Spirit: Stallion of the Cimarron, which opened during the Memorial Day holiday, is further evidence that the days when traditional animation offerings ruled the box office are long gone. Spirit's $42.7 million total through Wednesday barely matches the opening weekend hauls of such CGI sensations as Ice Age ($46.3 million) and Shrek ($42.3 million). Spirit should gallop to about $60 million.
Indifferent reviews did not harm The Importance of Being Earnest. This star-studded adaptation of the Oscar Wilde play has made $1.4 million through Sunday at a maximum 147 theaters.
Also in limited release, My Big Fat Greek Wedding remains a well-attended affair. Now in its seventh week, the romantic comedy has $8.8 million. Y Tu Mama Tambien and Monsoon Wedding continue their extraordinary runs with, respectively, $11.5 million and $11.4 million through Sunday.

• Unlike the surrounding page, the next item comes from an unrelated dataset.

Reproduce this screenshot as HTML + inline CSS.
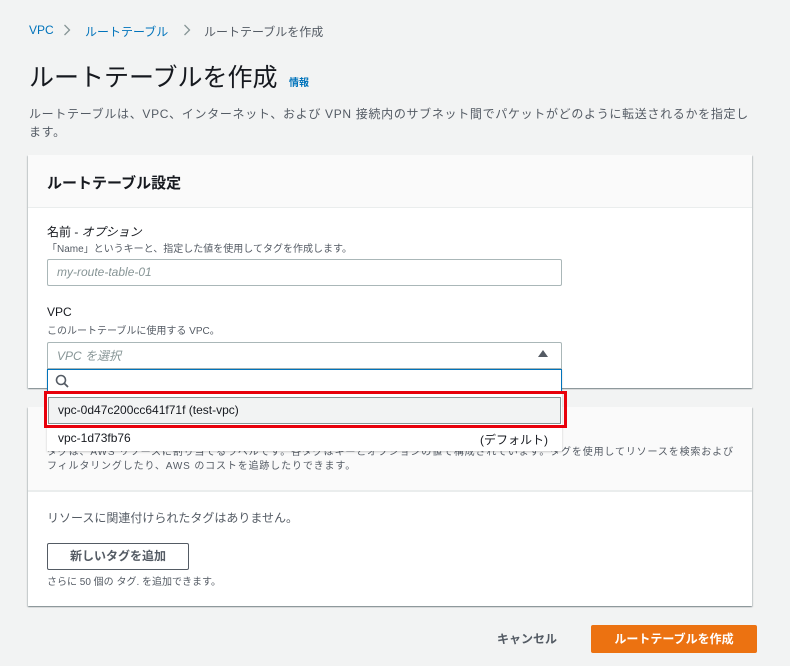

The code-breaking machinations of Enigma, though, isn't proving to be much of a thrill. The World War II drama starring Dougray Scott and Kate Winslet has a paltry $2 million after seven weeks. Coupled with the recent dismissal of Charlotte Gray, Enigma demonstrates that American audiences currently have little interest in World War II as seen through the eyes of the British.